* _Requirement_: Return each line of the listing below, unchanged, and omit the images.

————

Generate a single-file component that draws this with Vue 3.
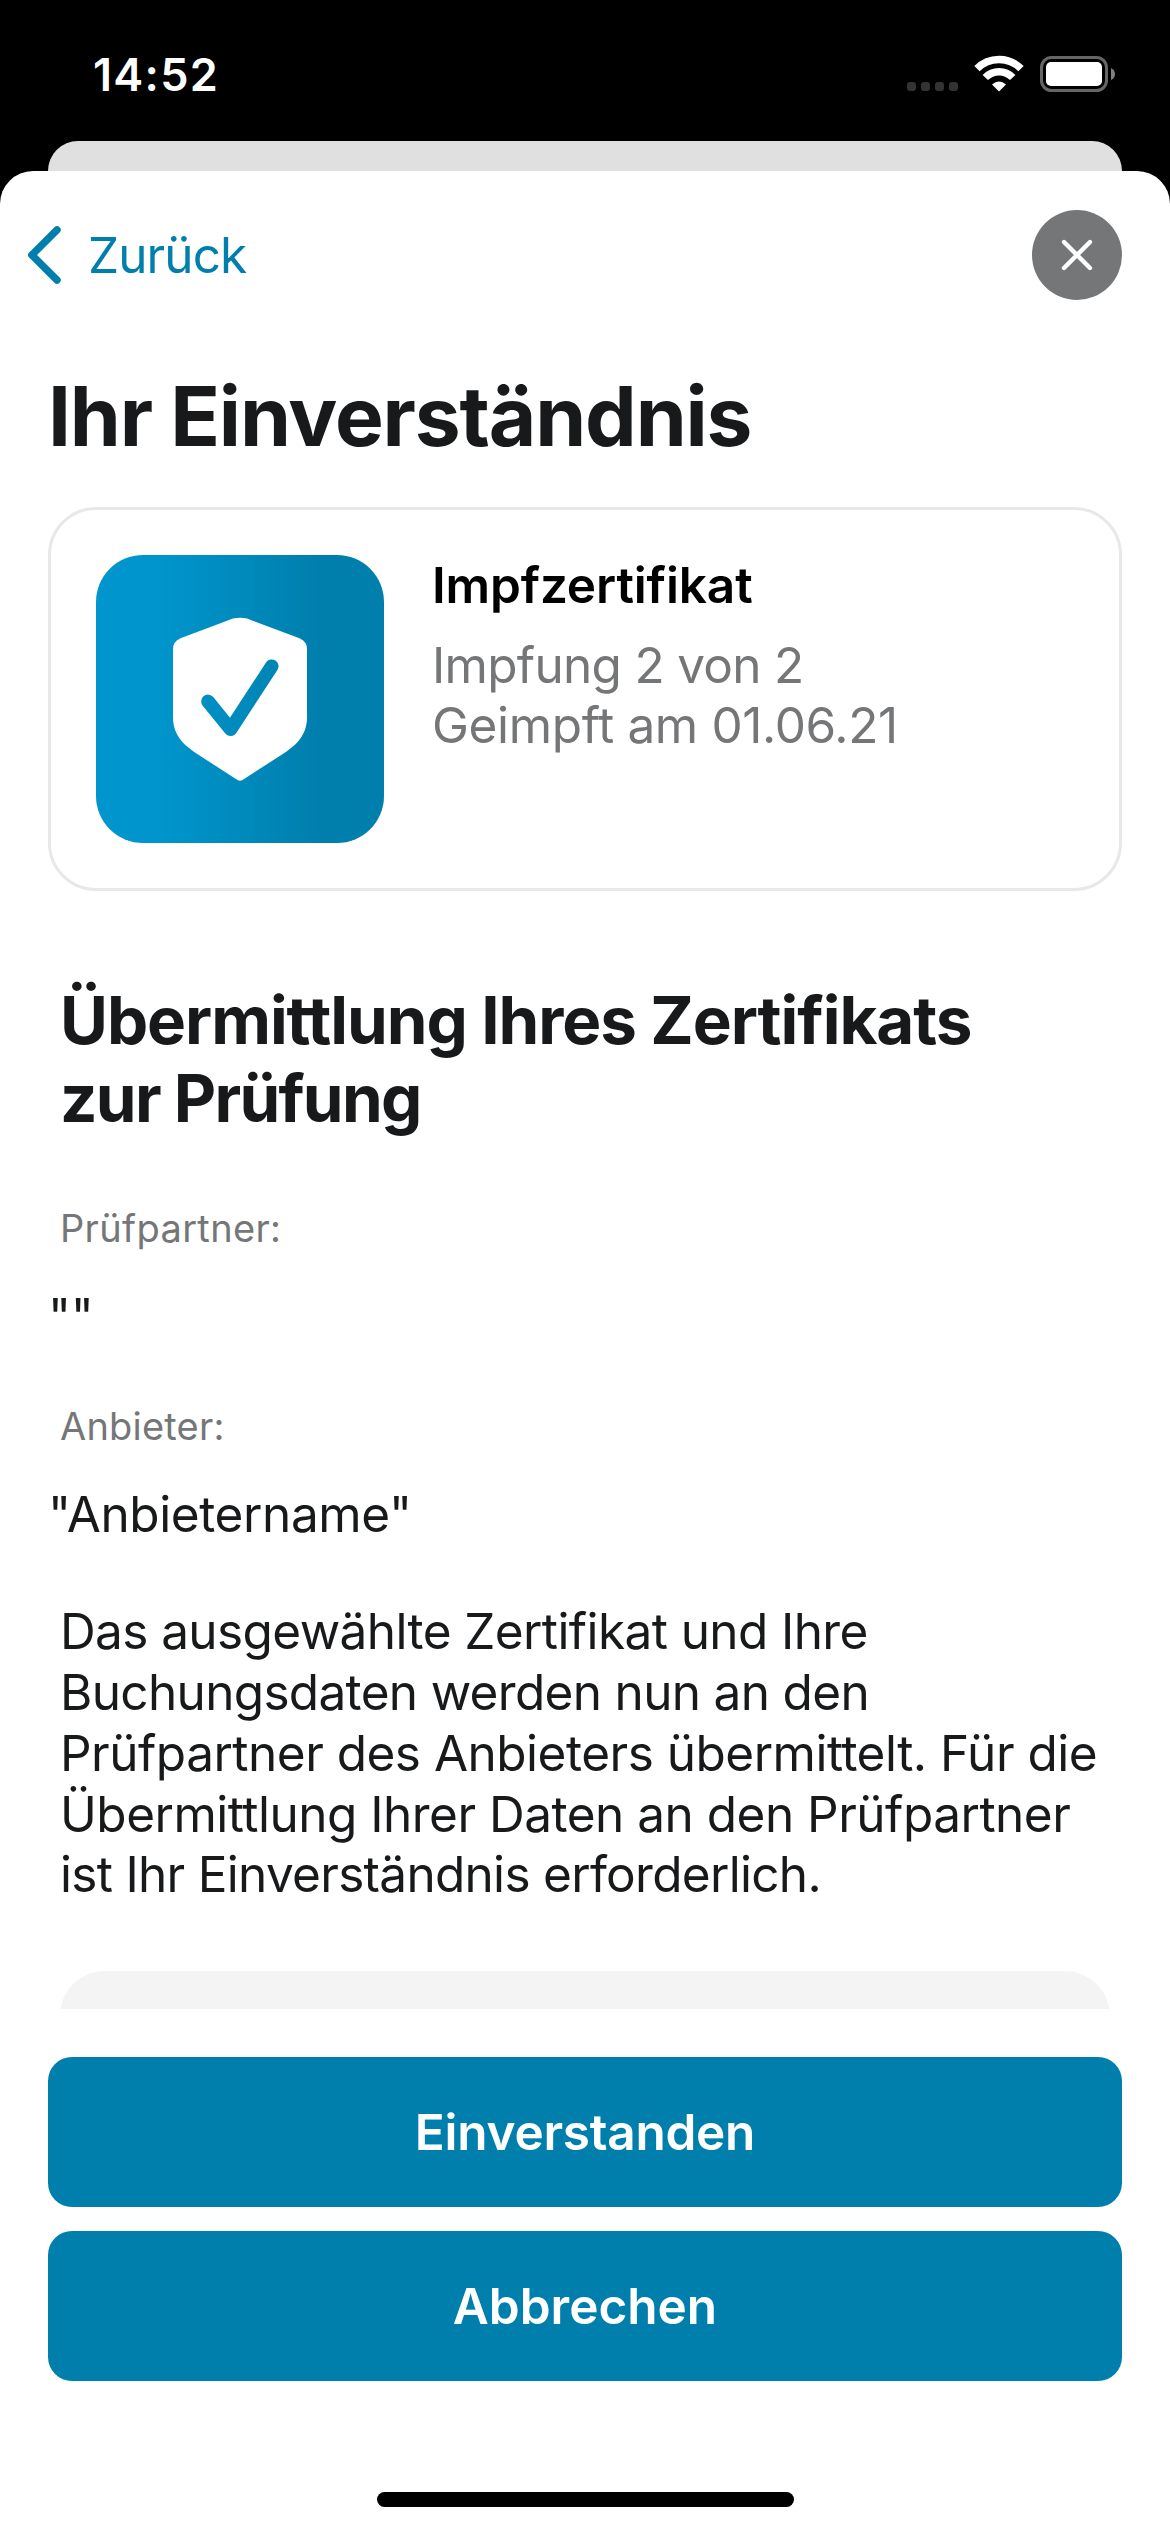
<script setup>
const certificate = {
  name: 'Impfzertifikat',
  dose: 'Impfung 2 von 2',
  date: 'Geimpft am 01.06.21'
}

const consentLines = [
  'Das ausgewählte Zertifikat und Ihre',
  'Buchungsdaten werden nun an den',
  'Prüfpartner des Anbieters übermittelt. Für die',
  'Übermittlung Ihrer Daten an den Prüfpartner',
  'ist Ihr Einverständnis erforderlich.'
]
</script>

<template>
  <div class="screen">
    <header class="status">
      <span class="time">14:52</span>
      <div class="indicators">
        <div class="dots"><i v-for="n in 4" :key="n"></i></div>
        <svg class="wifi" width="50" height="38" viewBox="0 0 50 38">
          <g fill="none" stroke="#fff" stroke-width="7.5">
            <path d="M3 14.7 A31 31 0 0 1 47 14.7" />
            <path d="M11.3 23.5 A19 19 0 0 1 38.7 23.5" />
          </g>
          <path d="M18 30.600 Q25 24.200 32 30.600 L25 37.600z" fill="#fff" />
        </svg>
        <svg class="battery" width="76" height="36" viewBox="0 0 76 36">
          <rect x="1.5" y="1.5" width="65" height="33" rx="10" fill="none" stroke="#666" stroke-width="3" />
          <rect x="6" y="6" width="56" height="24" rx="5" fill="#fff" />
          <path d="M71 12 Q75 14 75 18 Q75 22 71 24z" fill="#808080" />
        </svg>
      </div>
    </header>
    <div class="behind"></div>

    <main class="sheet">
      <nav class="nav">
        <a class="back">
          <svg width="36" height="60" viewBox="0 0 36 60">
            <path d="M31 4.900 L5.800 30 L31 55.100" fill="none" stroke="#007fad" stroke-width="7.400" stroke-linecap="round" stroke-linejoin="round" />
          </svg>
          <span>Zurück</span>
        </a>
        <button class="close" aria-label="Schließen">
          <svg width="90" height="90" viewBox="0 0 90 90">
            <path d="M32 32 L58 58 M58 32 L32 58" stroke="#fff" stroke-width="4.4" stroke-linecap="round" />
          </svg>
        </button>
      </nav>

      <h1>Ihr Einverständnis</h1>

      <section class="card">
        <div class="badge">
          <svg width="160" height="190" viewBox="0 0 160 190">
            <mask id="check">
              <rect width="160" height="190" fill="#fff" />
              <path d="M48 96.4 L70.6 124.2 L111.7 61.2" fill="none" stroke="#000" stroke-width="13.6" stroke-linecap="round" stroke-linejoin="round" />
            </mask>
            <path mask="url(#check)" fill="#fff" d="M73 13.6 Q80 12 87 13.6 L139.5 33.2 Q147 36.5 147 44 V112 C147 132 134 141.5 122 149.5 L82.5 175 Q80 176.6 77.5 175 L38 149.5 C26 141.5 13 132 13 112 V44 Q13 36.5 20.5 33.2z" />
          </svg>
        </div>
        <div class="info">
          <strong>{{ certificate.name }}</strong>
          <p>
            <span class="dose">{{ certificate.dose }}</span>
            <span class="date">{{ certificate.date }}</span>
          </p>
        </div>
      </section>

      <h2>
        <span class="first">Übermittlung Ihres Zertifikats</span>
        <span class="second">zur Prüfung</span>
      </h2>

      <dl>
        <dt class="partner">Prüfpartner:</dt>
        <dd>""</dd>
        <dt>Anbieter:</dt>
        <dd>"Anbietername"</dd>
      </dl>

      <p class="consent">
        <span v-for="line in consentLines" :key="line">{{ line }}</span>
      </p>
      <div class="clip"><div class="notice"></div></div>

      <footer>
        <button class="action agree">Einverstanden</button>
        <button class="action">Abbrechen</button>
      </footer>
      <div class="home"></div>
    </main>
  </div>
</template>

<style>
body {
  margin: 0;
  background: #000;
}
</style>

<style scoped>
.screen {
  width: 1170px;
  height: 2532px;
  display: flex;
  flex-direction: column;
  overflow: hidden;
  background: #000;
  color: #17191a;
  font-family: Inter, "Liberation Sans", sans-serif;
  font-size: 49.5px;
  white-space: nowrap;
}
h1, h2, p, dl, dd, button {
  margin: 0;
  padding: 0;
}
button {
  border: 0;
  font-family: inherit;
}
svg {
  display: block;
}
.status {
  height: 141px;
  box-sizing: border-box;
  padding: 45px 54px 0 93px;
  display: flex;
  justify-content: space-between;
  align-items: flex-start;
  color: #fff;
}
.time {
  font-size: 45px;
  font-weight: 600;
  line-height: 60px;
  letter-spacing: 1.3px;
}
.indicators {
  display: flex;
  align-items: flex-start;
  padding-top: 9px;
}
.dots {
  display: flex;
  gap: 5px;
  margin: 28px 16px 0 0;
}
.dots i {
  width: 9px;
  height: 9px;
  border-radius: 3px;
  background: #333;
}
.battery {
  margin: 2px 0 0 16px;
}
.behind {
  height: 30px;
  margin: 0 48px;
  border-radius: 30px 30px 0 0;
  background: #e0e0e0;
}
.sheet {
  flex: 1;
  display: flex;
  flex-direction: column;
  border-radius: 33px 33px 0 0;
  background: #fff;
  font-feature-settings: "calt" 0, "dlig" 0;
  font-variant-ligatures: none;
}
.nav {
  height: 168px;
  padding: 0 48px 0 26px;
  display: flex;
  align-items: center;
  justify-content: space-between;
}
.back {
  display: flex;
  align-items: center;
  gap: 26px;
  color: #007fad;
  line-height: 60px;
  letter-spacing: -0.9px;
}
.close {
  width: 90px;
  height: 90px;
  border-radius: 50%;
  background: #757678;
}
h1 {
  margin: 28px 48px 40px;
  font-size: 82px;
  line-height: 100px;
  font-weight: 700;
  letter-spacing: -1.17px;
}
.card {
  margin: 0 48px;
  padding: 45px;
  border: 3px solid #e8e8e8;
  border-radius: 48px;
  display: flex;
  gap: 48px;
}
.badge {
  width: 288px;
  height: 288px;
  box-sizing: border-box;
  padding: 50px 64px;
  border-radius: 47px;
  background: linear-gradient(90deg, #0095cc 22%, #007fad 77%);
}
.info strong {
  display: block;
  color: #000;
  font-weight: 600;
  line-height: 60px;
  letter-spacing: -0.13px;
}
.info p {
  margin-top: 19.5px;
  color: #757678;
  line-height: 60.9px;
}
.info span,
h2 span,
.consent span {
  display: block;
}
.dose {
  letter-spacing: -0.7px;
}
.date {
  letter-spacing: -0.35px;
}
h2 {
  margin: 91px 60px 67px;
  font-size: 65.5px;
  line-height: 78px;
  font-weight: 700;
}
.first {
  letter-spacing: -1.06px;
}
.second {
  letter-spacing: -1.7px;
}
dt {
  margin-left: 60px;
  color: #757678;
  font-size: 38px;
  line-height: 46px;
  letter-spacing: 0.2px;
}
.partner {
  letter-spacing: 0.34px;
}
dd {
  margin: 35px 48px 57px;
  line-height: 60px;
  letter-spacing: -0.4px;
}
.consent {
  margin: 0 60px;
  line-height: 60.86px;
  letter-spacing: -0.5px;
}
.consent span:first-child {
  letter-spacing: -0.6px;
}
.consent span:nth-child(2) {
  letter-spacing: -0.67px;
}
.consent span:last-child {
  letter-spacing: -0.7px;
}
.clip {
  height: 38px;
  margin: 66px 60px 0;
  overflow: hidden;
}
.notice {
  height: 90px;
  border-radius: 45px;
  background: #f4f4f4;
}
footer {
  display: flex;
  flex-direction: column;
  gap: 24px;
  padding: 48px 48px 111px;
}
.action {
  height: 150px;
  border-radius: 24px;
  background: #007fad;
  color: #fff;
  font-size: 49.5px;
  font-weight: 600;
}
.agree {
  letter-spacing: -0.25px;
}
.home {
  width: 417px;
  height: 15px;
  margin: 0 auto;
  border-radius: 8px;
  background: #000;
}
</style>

————

* _Response below_:
Generate a single-file component that draws this with Vue 3.
<script setup>
const certificate = {
  name: 'Impfzertifikat',
  dose: 'Impfung 2 von 2',
  date: 'Geimpft am 01.06.21'
}

const consentLines = [
  'Das ausgewählte Zertifikat und Ihre',
  'Buchungsdaten werden nun an den',
  'Prüfpartner des Anbieters übermittelt. Für die',
  'Übermittlung Ihrer Daten an den Prüfpartner',
  'ist Ihr Einverständnis erforderlich.'
]
</script>

<template>
  <div class="screen">
    <header class="status">
      <span class="time">14:52</span>
      <div class="indicators">
        <div class="dots"><i v-for="n in 4" :key="n"></i></div>
        <svg class="wifi" width="50" height="38" viewBox="0 0 50 38">
          <g fill="none" stroke="#fff" stroke-width="7.5">
            <path d="M3 14.7 A31 31 0 0 1 47 14.7" />
            <path d="M11.3 23.5 A19 19 0 0 1 38.7 23.5" />
          </g>
          <path d="M18 30.600 Q25 24.200 32 30.600 L25 37.600z" fill="#fff" />
        </svg>
        <svg class="battery" width="76" height="36" viewBox="0 0 76 36">
          <rect x="1.5" y="1.5" width="65" height="33" rx="10" fill="none" stroke="#666" stroke-width="3" />
          <rect x="6" y="6" width="56" height="24" rx="5" fill="#fff" />
          <path d="M71 12 Q75 14 75 18 Q75 22 71 24z" fill="#808080" />
        </svg>
      </div>
    </header>
    <div class="behind"></div>

    <main class="sheet">
      <nav class="nav">
        <a class="back">
          <svg width="36" height="60" viewBox="0 0 36 60">
            <path d="M31 4.900 L5.800 30 L31 55.100" fill="none" stroke="#007fad" stroke-width="7.400" stroke-linecap="round" stroke-linejoin="round" />
          </svg>
          <span>Zurück</span>
        </a>
        <button class="close" aria-label="Schließen">
          <svg width="90" height="90" viewBox="0 0 90 90">
            <path d="M32 32 L58 58 M58 32 L32 58" stroke="#fff" stroke-width="4.4" stroke-linecap="round" />
          </svg>
        </button>
      </nav>

      <h1>Ihr Einverständnis</h1>

      <section class="card">
        <div class="badge">
          <svg width="160" height="190" viewBox="0 0 160 190">
            <mask id="check">
              <rect width="160" height="190" fill="#fff" />
              <path d="M48 96.4 L70.6 124.2 L111.7 61.2" fill="none" stroke="#000" stroke-width="13.6" stroke-linecap="round" stroke-linejoin="round" />
            </mask>
            <path mask="url(#check)" fill="#fff" d="M73 13.6 Q80 12 87 13.6 L139.5 33.2 Q147 36.5 147 44 V112 C147 132 134 141.5 122 149.5 L82.5 175 Q80 176.6 77.5 175 L38 149.5 C26 141.5 13 132 13 112 V44 Q13 36.5 20.5 33.2z" />
          </svg>
        </div>
        <div class="info">
          <strong>{{ certificate.name }}</strong>
          <p>
            <span class="dose">{{ certificate.dose }}</span>
            <span class="date">{{ certificate.date }}</span>
          </p>
        </div>
      </section>

      <h2>
        <span class="first">Übermittlung Ihres Zertifikats</span>
        <span class="second">zur Prüfung</span>
      </h2>

      <dl>
        <dt class="partner">Prüfpartner:</dt>
        <dd>""</dd>
        <dt>Anbieter:</dt>
        <dd>"Anbietername"</dd>
      </dl>

      <p class="consent">
        <span v-for="line in consentLines" :key="line">{{ line }}</span>
      </p>
      <div class="clip"><div class="notice"></div></div>

      <footer>
        <button class="action agree">Einverstanden</button>
        <button class="action">Abbrechen</button>
      </footer>
      <div class="home"></div>
    </main>
  </div>
</template>

<style>
body {
  margin: 0;
  background: #000;
}
</style>

<style scoped>
.screen {
  width: 1170px;
  height: 2532px;
  display: flex;
  flex-direction: column;
  overflow: hidden;
  background: #000;
  color: #17191a;
  font-family: Inter, "Liberation Sans", sans-serif;
  font-size: 49.5px;
  white-space: nowrap;
}
h1, h2, p, dl, dd, button {
  margin: 0;
  padding: 0;
}
button {
  border: 0;
  font-family: inherit;
}
svg {
  display: block;
}
.status {
  height: 141px;
  box-sizing: border-box;
  padding: 45px 54px 0 93px;
  display: flex;
  justify-content: space-between;
  align-items: flex-start;
  color: #fff;
}
.time {
  font-size: 45px;
  font-weight: 600;
  line-height: 60px;
  letter-spacing: 1.3px;
}
.indicators {
  display: flex;
  align-items: flex-start;
  padding-top: 9px;
}
.dots {
  display: flex;
  gap: 5px;
  margin: 28px 16px 0 0;
}
.dots i {
  width: 9px;
  height: 9px;
  border-radius: 3px;
  background: #333;
}
.battery {
  margin: 2px 0 0 16px;
}
.behind {
  height: 30px;
  margin: 0 48px;
  border-radius: 30px 30px 0 0;
  background: #e0e0e0;
}
.sheet {
  flex: 1;
  display: flex;
  flex-direction: column;
  border-radius: 33px 33px 0 0;
  background: #fff;
  font-feature-settings: "calt" 0, "dlig" 0;
  font-variant-ligatures: none;
}
.nav {
  height: 168px;
  padding: 0 48px 0 26px;
  display: flex;
  align-items: center;
  justify-content: space-between;
}
.back {
  display: flex;
  align-items: center;
  gap: 26px;
  color: #007fad;
  line-height: 60px;
  letter-spacing: -0.9px;
}
.close {
  width: 90px;
  height: 90px;
  border-radius: 50%;
  background: #757678;
}
h1 {
  margin: 28px 48px 40px;
  font-size: 82px;
  line-height: 100px;
  font-weight: 700;
  letter-spacing: -1.17px;
}
.card {
  margin: 0 48px;
  padding: 45px;
  border: 3px solid #e8e8e8;
  border-radius: 48px;
  display: flex;
  gap: 48px;
}
.badge {
  width: 288px;
  height: 288px;
  box-sizing: border-box;
  padding: 50px 64px;
  border-radius: 47px;
  background: linear-gradient(90deg, #0095cc 22%, #007fad 77%);
}
.info strong {
  display: block;
  color: #000;
  font-weight: 600;
  line-height: 60px;
  letter-spacing: -0.13px;
}
.info p {
  margin-top: 19.5px;
  color: #757678;
  line-height: 60.9px;
}
.info span,
h2 span,
.consent span {
  display: block;
}
.dose {
  letter-spacing: -0.7px;
}
.date {
  letter-spacing: -0.35px;
}
h2 {
  margin: 91px 60px 67px;
  font-size: 65.5px;
  line-height: 78px;
  font-weight: 700;
}
.first {
  letter-spacing: -1.06px;
}
.second {
  letter-spacing: -1.7px;
}
dt {
  margin-left: 60px;
  color: #757678;
  font-size: 38px;
  line-height: 46px;
  letter-spacing: 0.2px;
}
.partner {
  letter-spacing: 0.34px;
}
dd {
  margin: 35px 48px 57px;
  line-height: 60px;
  letter-spacing: -0.4px;
}
.consent {
  margin: 0 60px;
  line-height: 60.86px;
  letter-spacing: -0.5px;
}
.consent span:first-child {
  letter-spacing: -0.6px;
}
.consent span:nth-child(2) {
  letter-spacing: -0.67px;
}
.consent span:last-child {
  letter-spacing: -0.7px;
}
.clip {
  height: 38px;
  margin: 66px 60px 0;
  overflow: hidden;
}
.notice {
  height: 90px;
  border-radius: 45px;
  background: #f4f4f4;
}
footer {
  display: flex;
  flex-direction: column;
  gap: 24px;
  padding: 48px 48px 111px;
}
.action {
  height: 150px;
  border-radius: 24px;
  background: #007fad;
  color: #fff;
  font-size: 49.5px;
  font-weight: 600;
}
.agree {
  letter-spacing: -0.25px;
}
.home {
  width: 417px;
  height: 15px;
  margin: 0 auto;
  border-radius: 8px;
  background: #000;
}
</style>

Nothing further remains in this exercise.